As Anita Hill states, “People misunderstand that harassment is about sex. It is really about power and abusing it.”

What is next for you in your work?
We continue to do great work at Girls for Gender Equity and recently launched a storytelling and leadership development campaign on school push-out and its relationship to gender-based violence. School push-out is anything that prevents young people from completing their education. Some contributing factors to school push-out are sexual harassment and bullying by peers or administration, harsh discipline practices, zero-tolerance policies, high-stakes testing, hostile environments, over policing, lack of resources, and low expectations of students.

The storytelling campaign is an opportunity to raise awareness about school push-out as experienced by students, teachers and parents/guardians. The stories will particularly lift up the experiences of girls of color, LGBTQ, and gender nonconforming youth so that they’re stories are part of the national discourse. Our goals for this campaign are to change the hearts and minds of those in our school communities, to spread awareness on students’ rights, advocate for the enforcing current policies to prevent school push-out and promote prevention, safety, and the academic achievement of all students.

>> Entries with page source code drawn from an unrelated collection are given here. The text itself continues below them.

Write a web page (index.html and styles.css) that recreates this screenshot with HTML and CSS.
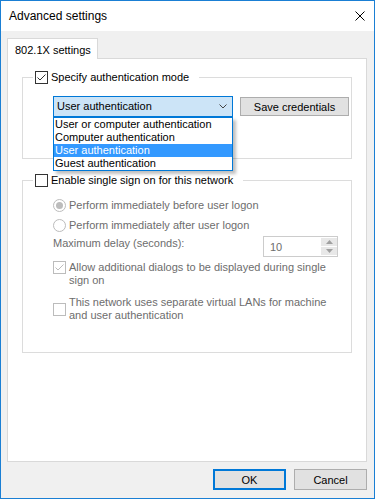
FILE: index.html
```html
<!DOCTYPE html>
<html lang="en">
<head>
    <meta charset="UTF-8"/>
    <title>Advanced settings</title>
    <link rel="stylesheet" href="styles.css">
</head>
<body>

<div class="window">
    <div class="titlebar">
        <span class="title">Advanced settings</span>
        <svg class="close" width="10" height="10" viewBox="0 0 10 10">
            <path d="M0.5 0.5L9.5 9.5M9.5 0.5L0.5 9.5" stroke="#000" stroke-width="1" fill="none"/>
        </svg>
    </div>

    <div class="client">
        <div class="tabs">
            <div class="tab">802.1X settings</div>
        </div>

        <div class="panel">
            <div class="group group-auth">
                <label class="group-title">
                    <span class="check">
                        <svg width="11" height="11" viewBox="0 0 11 11"><path d="M1.5 5.5L4 8L9.5 2.5" stroke="#333" stroke-width="1" fill="none"/></svg>
                    </span>
                    Specify authentication mode
                </label>
                <div class="group-body auth-row">
                    <div class="combo">
                        <span>User authentication</span>
                        <svg width="8" height="5" viewBox="0 0 8 5"><path d="M0.5 0.5L4 4L7.5 0.5" stroke="#444" stroke-width="1" fill="none"/></svg>
                        <ul class="combo-list">
                            <li>User or computer authentication</li>
                            <li>Computer authentication</li>
                            <li class="selected">User authentication</li>
                            <li>Guest authentication</li>
                        </ul>
                    </div>
                    <button class="btn save-btn">Save credentials</button>
                </div>
            </div>

            <div class="group group-sso">
                <label class="group-title">
                    <span class="check"></span>
                    Enable single sign on for this network
                </label>
                <div class="group-body sso-body">
                    <div class="option radio-first">
                        <span class="radio checked"></span>
                        <span>Perform immediately before user logon</span>
                    </div>
                    <div class="option radio-second">
                        <span class="radio"></span>
                        <span>Perform immediately after user logon</span>
                    </div>
                    <div class="delay-row">
                        <span class="delay-label">Maximum delay (seconds):</span>
                        <div class="spin">
                            <span class="spin-value">10</span>
                            <div class="spin-buttons">
                                <span class="spin-btn"><svg width="7" height="4" viewBox="0 0 7 4"><path d="M0 4L3.5 0L7 4Z" fill="#a0a0a0"/></svg></span>
                                <span class="spin-btn"><svg width="7" height="4" viewBox="0 0 7 4"><path d="M0 0L3.5 4L7 0Z" fill="#a0a0a0"/></svg></span>
                            </div>
                        </div>
                    </div>
                    <div class="option option-allow">
                        <span class="check disabled">
                            <svg width="11" height="11" viewBox="0 0 11 11"><path d="M1.5 5.5L4 8L9.5 2.5" stroke="#bcbcbc" stroke-width="1" fill="none"/></svg>
                        </span>
                        <span>Allow additional dialogs to be displayed during single<br>sign on</span>
                    </div>
                    <div class="option option-vlan">
                        <span class="check disabled"></span>
                        <span>This network uses separate virtual LANs for machine<br>and user authentication</span>
                    </div>
                </div>
            </div>
        </div>

        <div class="footer">
            <button class="btn ok-btn">OK</button>
            <button class="btn">Cancel</button>
        </div>
    </div>
</div>

</body>
</html>
```

FILE: styles.css
```css
html,
body {
  margin: 0;
  width: 375px;
  height: 499px;
  overflow: hidden;
}

body {
  font-family: 'Liberation Sans', Arial, sans-serif;
  font-size: 11px;
  line-height: 13px;
  color: #000;
}

.window {
  box-sizing: border-box;
  width: 375px;
  height: 499px;
  border: 1px solid #1a7fd4;
  background: #ffffff;
  display: flex;
  flex-direction: column;
}

.titlebar {
  height: 30px;
  display: flex;
  align-items: center;
  justify-content: space-between;
  padding: 0 9px 0 8px;
  flex-shrink: 0;
}

.title {
  font-size: 12px;
  line-height: 15px;
  padding-top: 1px;
}

.client {
  flex: 1;
  background: #f0f0f0;
  padding: 7px 6px 0 6px;
}

.tabs {
  display: flex;
}

.tab {
  position: relative;
  z-index: 1;
  box-sizing: border-box;
  width: 91px;
  height: 21px;
  margin-bottom: -1px;
  padding: 5px 0 0 7px;
  background: #ffffff;
  border: 1px solid #d9d9d9;
  border-bottom: none;
}

.panel {
  box-sizing: border-box;
  width: 360px;
  height: 404px;
  padding: 0 14px;
  background: #ffffff;
  border: 1px solid #d9d9d9;
}

.group {
  border: 1px solid #dcdcdc;
}

.group-auth {
  margin-top: 18px;
}

.group-sso {
  margin-top: 21px;
}

.group-title {
  display: flex;
  align-items: center;
  gap: 3px;
  width: fit-content;
  height: 15px;
  margin: -8px 0 0 10px;
  padding: 0 10px 0 2px;
  background: #ffffff;
}

.group-body {
  padding-left: 30px;
}

.check {
  box-sizing: border-box;
  width: 13px;
  height: 13px;
  flex-shrink: 0;
  border: 1px solid #333333;
  background: #ffffff;
  display: flex;
}

.check.disabled {
  border-color: #bcbcbc;
}

.radio {
  box-sizing: border-box;
  width: 13px;
  height: 13px;
  flex-shrink: 0;
  border: 1px solid #bcbcbc;
  border-radius: 50%;
  display: flex;
  align-items: center;
  justify-content: center;
}

.radio.checked::after {
  content: "";
  width: 7px;
  height: 7px;
  border-radius: 50%;
  background: #bcbcbc;
}

/* authentication mode */

.auth-row {
  display: flex;
  align-items: center;
  padding-top: 11px;
  padding-bottom: 41px;
}

.combo {
  position: relative;
  box-sizing: border-box;
  width: 180px;
  height: 21px;
  display: flex;
  align-items: center;
  justify-content: space-between;
  padding: 0 5px 0 3px;
  background: #cce4f7;
  border: 1px solid #0078d7;
}

.combo-list {
  position: absolute;
  z-index: 2;
  top: 20px;
  left: -1px;
  box-sizing: border-box;
  width: 180px;
  margin: 0;
  padding: 0;
  list-style: none;
  background: #ffffff;
  border: 1px solid #0078d7;
  box-shadow: 3px 3px 3px rgba(0, 0, 0, 0.25);
}

.combo-list li {
  height: 13px;
  padding-left: 1px;
  white-space: nowrap;
}

.combo-list li.selected {
  background: #3399ff;
  color: #ffffff;
}

.btn {
  box-sizing: border-box;
  height: 21px;
  padding: 0;
  font-family: inherit;
  font-size: 11px;
  color: #000;
  background: #e1e1e1;
  border: 1px solid #adadad;
}

.save-btn {
  width: 109px;
  height: 19px;
  margin-left: 7px;
}

/* single sign on */

.sso-body {
  padding-right: 13px;
  padding-bottom: 30px;
  color: #6d6d6d;
}

.option {
  display: flex;
  align-items: center;
  gap: 3px;
}

.radio-first {
  margin-top: 11px;
}

.radio-second {
  margin-top: 7px;
}

.delay-row {
  display: flex;
  justify-content: space-between;
  align-items: flex-start;
  margin-top: 4px;
}

.delay-label {
  padding-top: 1px;
}

.spin {
  box-sizing: border-box;
  width: 75px;
  height: 21px;
  display: flex;
  border: 1px solid #cccccc;
  background: #ffffff;
}

.spin-value {
  flex: 1;
  padding: 4px 0 0 6px;
}

.spin-buttons {
  width: 16px;
  display: flex;
  flex-direction: column;
  gap: 1px;
  padding: 1px 0;
}

.spin-btn {
  flex: 1;
  display: flex;
  align-items: center;
  justify-content: center;
  background: #e8e8e8;
}

.option-allow {
  align-items: flex-start;
  margin-top: 4px;
}

.option-vlan {
  margin-top: 9px;
}

.footer {
  width: 360px;
  display: flex;
  justify-content: flex-end;
  gap: 8px;
  margin-top: 7px;
}

.footer .btn {
  width: 73px;
}

.ok-btn {
  border: 2px solid #0078d7;
}
```
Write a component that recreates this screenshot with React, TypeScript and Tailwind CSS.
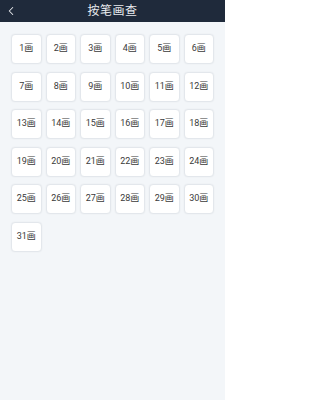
import { ChevronLeft } from "lucide-react";

const strokes = Array.from({ length: 31 }, (_, i) => i + 1);

export default function App() {
  return (
    <div className="min-h-[400px] w-[225px] bg-[#f3f6f9] font-['Roboto','Noto_Sans_CJK_SC',sans-serif]">
      {/* top bar */}
      <div className="relative flex h-[22px] items-center justify-center bg-[#1f2a3b]">
        <ChevronLeft className="absolute left-[4px] h-[14px] w-[14px] text-[#e8eaee]" strokeWidth={1.75} />
        <span className="text-[12px] font-normal leading-none text-[#e8eaee] tracking-[0.5px]">按笔画查</span>
      </div>

      <div className="grid grid-cols-6 gap-x-[4px] gap-y-[7.5px] px-[11px] pt-[12px]">
        {strokes.map((n) => (
          <div
            key={n}
            className="flex h-[30px] items-center justify-center rounded-[4px] border border-[#e3e7ec] bg-white text-[9px] text-[#3a3a3a] shadow-[0_0_2px_rgba(0,0,0,0.06)]"
          >
            {n}画
          </div>
        ))}
      </div>
    </div>
  );
}
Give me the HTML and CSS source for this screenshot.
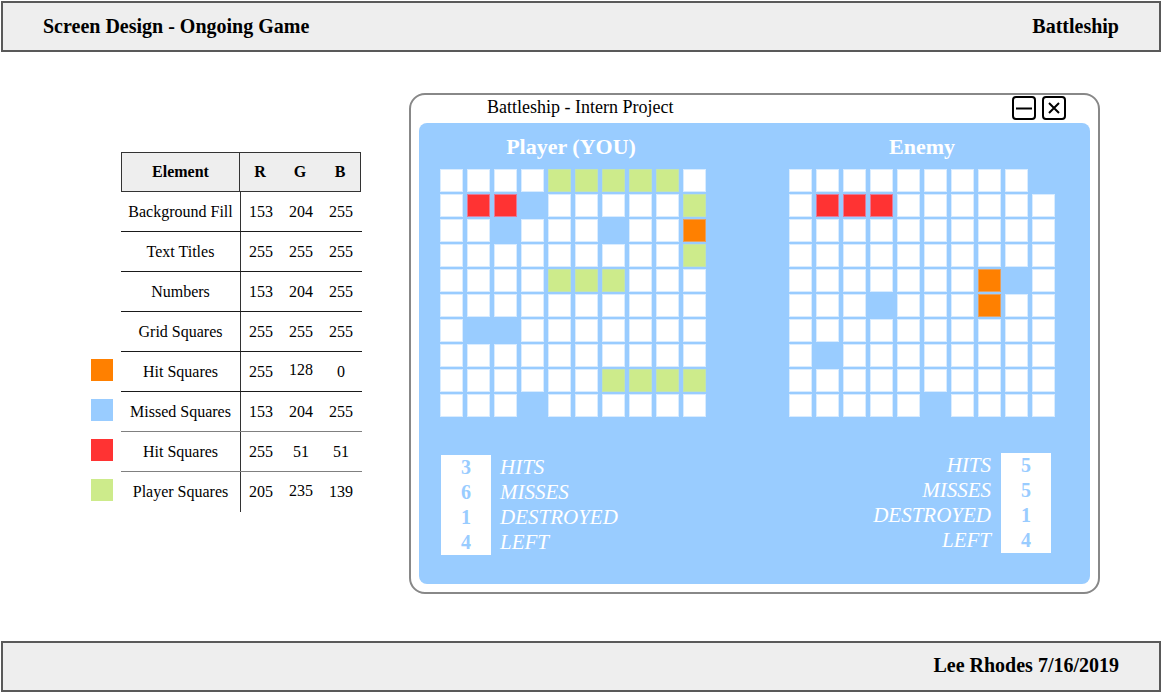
FILE: index.html
```html
<!DOCTYPE html>
<html lang="en">
<head>
<meta charset="utf-8">
<title>Screen Design - Ongoing Game</title>
<link rel="stylesheet" href="styles.css">
</head>
<body>
<header class="bar top-bar">
  <span>Screen Design - Ongoing Game</span>
  <span>Battleship</span>
</header>

<main class="main">
  <section class="legend">
    <div class="lrow">
      <span class="sw"></span>
      <div class="cells head">
        <div class="c-el">Element</div>
        <div class="c-rgb"><span>R</span><span>G</span><span>B</span></div>
      </div>
    </div>
    <div class="lrow">
      <span class="sw"></span>
      <div class="cells">
        <div class="c-el">Background Fill</div>
        <div class="c-rgb"><span>153</span><span>204</span><span>255</span></div>
      </div>
    </div>
    <div class="lrow">
      <span class="sw"></span>
      <div class="cells">
        <div class="c-el">Text Titles</div>
        <div class="c-rgb"><span>255</span><span>255</span><span>255</span></div>
      </div>
    </div>
    <div class="lrow">
      <span class="sw"></span>
      <div class="cells">
        <div class="c-el">Numbers</div>
        <div class="c-rgb"><span>153</span><span>204</span><span>255</span></div>
      </div>
    </div>
    <div class="lrow">
      <span class="sw"></span>
      <div class="cells">
        <div class="c-el">Grid Squares</div>
        <div class="c-rgb"><span>255</span><span>255</span><span>255</span></div>
      </div>
    </div>
    <div class="lrow">
      <span class="sw sw-orange"></span>
      <div class="cells">
        <div class="c-el">Hit Squares</div>
        <div class="c-rgb"><span>255</span><span class="up">128</span><span>0</span></div>
      </div>
    </div>
    <div class="lrow">
      <span class="sw sw-blue"></span>
      <div class="cells gray">
        <div class="c-el">Missed Squares</div>
        <div class="c-rgb"><span>153</span><span>204</span><span>255</span></div>
      </div>
    </div>
    <div class="lrow">
      <span class="sw sw-red"></span>
      <div class="cells gray">
        <div class="c-el">Hit Squares</div>
        <div class="c-rgb"><span>255</span><span>51</span><span>51</span></div>
      </div>
    </div>
    <div class="lrow">
      <span class="sw sw-green"></span>
      <div class="cells last">
        <div class="c-el">Player Squares</div>
        <div class="c-rgb"><span>205</span><span class="up">235</span><span>139</span></div>
      </div>
    </div>
  </section>

  <section class="window">
    <div class="titlebar">
      <span class="wtitle">Battleship - Intern Project</span>
      <div class="wbtns">
        <span class="wbtn"><svg width="20" height="20" viewBox="0 0 20 20"><path d="M2 10.5H18" stroke="#000" stroke-width="2"/></svg></span>
        <span class="wbtn"><svg width="20" height="20" viewBox="0 0 20 20"><path d="M5 5L15 15M15 5L5 15" stroke="#000" stroke-width="2"/></svg></span>
      </div>
    </div>
    <div class="panel">
      <div class="board">
        <div class="board-title">Player (YOU)</div>
        <div class="grid">
          <i class="c"></i><i class="c"></i><i class="c"></i><i class="c"></i><i class="p"></i><i class="p"></i><i class="p"></i><i class="p"></i><i class="p"></i><i class="c"></i>
          <i class="c"></i><i class="h"></i><i class="h"></i><i class="m"></i><i class="c"></i><i class="c"></i><i class="c"></i><i class="c"></i><i class="c"></i><i class="p"></i>
          <i class="c"></i><i class="c"></i><i class="m"></i><i class="c"></i><i class="c"></i><i class="c"></i><i class="m"></i><i class="c"></i><i class="c"></i><i class="o"></i>
          <i class="c"></i><i class="c"></i><i class="c"></i><i class="c"></i><i class="c"></i><i class="c"></i><i class="c"></i><i class="c"></i><i class="c"></i><i class="p"></i>
          <i class="c"></i><i class="c"></i><i class="c"></i><i class="c"></i><i class="p"></i><i class="p"></i><i class="p"></i><i class="c"></i><i class="c"></i><i class="c"></i>
          <i class="c"></i><i class="c"></i><i class="c"></i><i class="c"></i><i class="c"></i><i class="c"></i><i class="c"></i><i class="c"></i><i class="c"></i><i class="c"></i>
          <i class="c"></i><i class="m"></i><i class="m"></i><i class="c"></i><i class="c"></i><i class="c"></i><i class="c"></i><i class="c"></i><i class="c"></i><i class="c"></i>
          <i class="c"></i><i class="c"></i><i class="c"></i><i class="c"></i><i class="c"></i><i class="c"></i><i class="c"></i><i class="c"></i><i class="c"></i><i class="c"></i>
          <i class="c"></i><i class="c"></i><i class="c"></i><i class="c"></i><i class="c"></i><i class="c"></i><i class="p"></i><i class="p"></i><i class="p"></i><i class="p"></i>
          <i class="c"></i><i class="c"></i><i class="c"></i><i class="m"></i><i class="c"></i><i class="c"></i><i class="c"></i><i class="c"></i><i class="c"></i><i class="c"></i>
        </div>
        <div class="stats">
          <div class="nums"><span>3</span><span>6</span><span>1</span><span>4</span></div>
          <div class="labels"><span>HITS</span><span>MISSES</span><span>DESTROYED</span><span>LEFT</span></div>
        </div>
      </div>
      <div class="board">
        <div class="board-title">Enemy</div>
        <div class="grid">
          <i class="c"></i><i class="c"></i><i class="c"></i><i class="c"></i><i class="c"></i><i class="c"></i><i class="c"></i><i class="c"></i><i class="c"></i><i class="m"></i>
          <i class="c"></i><i class="h"></i><i class="h"></i><i class="h"></i><i class="c"></i><i class="c"></i><i class="c"></i><i class="c"></i><i class="c"></i><i class="c"></i>
          <i class="c"></i><i class="c"></i><i class="c"></i><i class="c"></i><i class="c"></i><i class="c"></i><i class="c"></i><i class="c"></i><i class="c"></i><i class="c"></i>
          <i class="c"></i><i class="c"></i><i class="c"></i><i class="c"></i><i class="c"></i><i class="c"></i><i class="c"></i><i class="c"></i><i class="c"></i><i class="c"></i>
          <i class="c"></i><i class="c"></i><i class="c"></i><i class="c"></i><i class="c"></i><i class="c"></i><i class="c"></i><i class="o"></i><i class="m"></i><i class="c"></i>
          <i class="c"></i><i class="c"></i><i class="c"></i><i class="m"></i><i class="c"></i><i class="c"></i><i class="c"></i><i class="o"></i><i class="c"></i><i class="c"></i>
          <i class="c"></i><i class="c"></i><i class="c"></i><i class="c"></i><i class="c"></i><i class="c"></i><i class="c"></i><i class="c"></i><i class="c"></i><i class="c"></i>
          <i class="c"></i><i class="m"></i><i class="c"></i><i class="c"></i><i class="c"></i><i class="c"></i><i class="c"></i><i class="c"></i><i class="c"></i><i class="c"></i>
          <i class="c"></i><i class="c"></i><i class="c"></i><i class="c"></i><i class="c"></i><i class="c"></i><i class="c"></i><i class="c"></i><i class="c"></i><i class="c"></i>
          <i class="c"></i><i class="c"></i><i class="c"></i><i class="c"></i><i class="c"></i><i class="m"></i><i class="c"></i><i class="c"></i><i class="c"></i><i class="c"></i>
        </div>
        <div class="stats stats-right">
          <div class="labels"><span>HITS</span><span>MISSES</span><span>DESTROYED</span><span>LEFT</span></div>
          <div class="nums"><span>5</span><span>5</span><span>1</span><span>4</span></div>
        </div>
      </div>
    </div>
  </section>
</main>

<footer class="bar bottom-bar">
  <span>Lee Rhodes 7/16/2019</span>
</footer>
</body>
</html>
```

FILE: styles.css
```css
html, body {
  margin: 0;
  padding: 0;
}

body {
  width: 1162px;
  height: 693px;
  display: flex;
  flex-direction: column;
  font-family: "Liberation Serif", "Times New Roman", serif;
  color: #000;
  background: #fff;
  overflow: hidden;
}

.bar {
  box-sizing: border-box;
  margin: 0 1px;
  border: 2px solid #595959;
  background: #eeeeee;
  display: flex;
  align-items: center;
  justify-content: space-between;
  padding: 0 40px;
  font-size: 20px;
  font-weight: bold;
  line-height: 23px;
}

.top-bar {
  margin-top: 1px;
  height: 51px;
}

.bottom-bar {
  height: 51px;
  margin-bottom: 1px;
  justify-content: flex-end;
  padding-bottom: 2px;
}

.main {
  flex: 1;
  display: flex;
  align-items: flex-start;
  padding-left: 91px;
}

/* ---------- legend table ---------- */
.legend {
  margin-top: 100px;
  display: flex;
  flex-direction: column;
  font-size: 16px;
}

.lrow {
  display: flex;
  align-items: center;
}

.sw {
  width: 22px;
  height: 22px;
  margin-right: 8px;
  margin-top: -4px;
}

.sw-orange { background: #ff8000; }
.sw-blue { background: #99ccff; }
.sw-red { background: #ff3333; }
.sw-green { background: #cdeb8b; }

.cells {
  box-sizing: border-box;
  width: 241px;
  height: 40px;
  display: flex;
  border-bottom: 1px solid #1a1a1a;
}

.cells.gray { border-bottom-color: #808080; }
.cells.last { border-bottom: none; }

.cells.head {
  width: 240px;
  border: 1px solid #333;
  background: #eeeeee;
  font-weight: bold;
}

.c-el {
  box-sizing: border-box;
  width: 120px;
  border-right: 1px solid #333;
  display: flex;
  align-items: center;
  justify-content: center;
}

.head .c-el { width: 119px; }

.c-rgb {
  flex: 1;
  display: grid;
  grid-template-columns: repeat(3, 40px);
  align-items: center;
  justify-items: center;
}

.c-rgb .up { margin-top: -3px; }

/* ---------- window ---------- */
.window {
  box-sizing: border-box;
  margin-top: 41px;
  margin-left: 47px;
  width: 691px;
  height: 501px;
  border: 2px solid #888;
  border-radius: 16px;
  padding: 0 8px 8px;
  display: flex;
  flex-direction: column;
}

.titlebar {
  height: 28px;
  display: flex;
  align-items: flex-start;
  justify-content: space-between;
  padding: 0 24px 0 68px;
}

.wtitle {
  font-size: 18px;
  line-height: 24px;
}

.wbtns {
  display: flex;
  gap: 6px;
  margin-top: 1px;
}

.wbtn {
  box-sizing: border-box;
  width: 24px;
  height: 24px;
  border: 2px solid #000;
  border-radius: 4px;
  display: flex;
  align-items: center;
  justify-content: center;
}

.wbtn svg { display: block; }

.panel {
  flex: 1;
  background: #99ccff;
  border-radius: 8px;
  padding: 12px 34px 0 21px;
  display: flex;
  gap: 83px;
}

.board {
  width: 266px;
  display: flex;
  flex-direction: column;
}

.board-title {
  color: #fff;
  font-size: 22px;
  font-weight: bold;
  line-height: 24px;
  text-align: center;
  margin-bottom: 10px;
}

.board:first-child .board-title { padding-right: 4px; }

.grid {
  display: grid;
  grid-template-columns: repeat(10, 23px);
  grid-auto-rows: 23px;
  column-gap: 4px;
  row-gap: 2px;
}

.grid i {
  box-sizing: border-box;
  display: block;
  border: 1px solid transparent;
}

.grid .c { background: #fff; border-color: #d9ecff; }
.grid .h { background: #ff3333; border-color: #e37a99; }
.grid .o { background: #ff8000; border-color: #e6a060; }
.grid .p { background: #cdeb8b; border-color: #c2e4b0; }
.grid .m { background: transparent; border: none; }

.stats {
  margin-top: 38px;
  display: flex;
  gap: 9px;
  padding-left: 1px;
}

.stats-right {
  margin-top: 36px;
  justify-content: flex-end;
  padding-left: 0;
  padding-right: 4px;
  gap: 10px;
}

.nums {
  width: 50px;
  background: #fff;
  display: flex;
  flex-direction: column;
  align-items: center;
  color: #99ccff;
  font-size: 20px;
  font-weight: bold;
  line-height: 25px;
}

.labels {
  display: flex;
  flex-direction: column;
  color: #fff;
  font-size: 21px;
  font-style: italic;
  line-height: 25px;
}

.stats-right .labels { align-items: flex-end; }
```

As part of Move to End Violence (MEV), a 10-year program of the NoVo Foundation to strengthen our collective capacity to end violence against girls and women in the United States, we will continue being a national voice and strategists within the movement. We will also continue meeting with the French-American Foundation friends and cohort members as we work to validate the experiences of the most marginalized within the global context.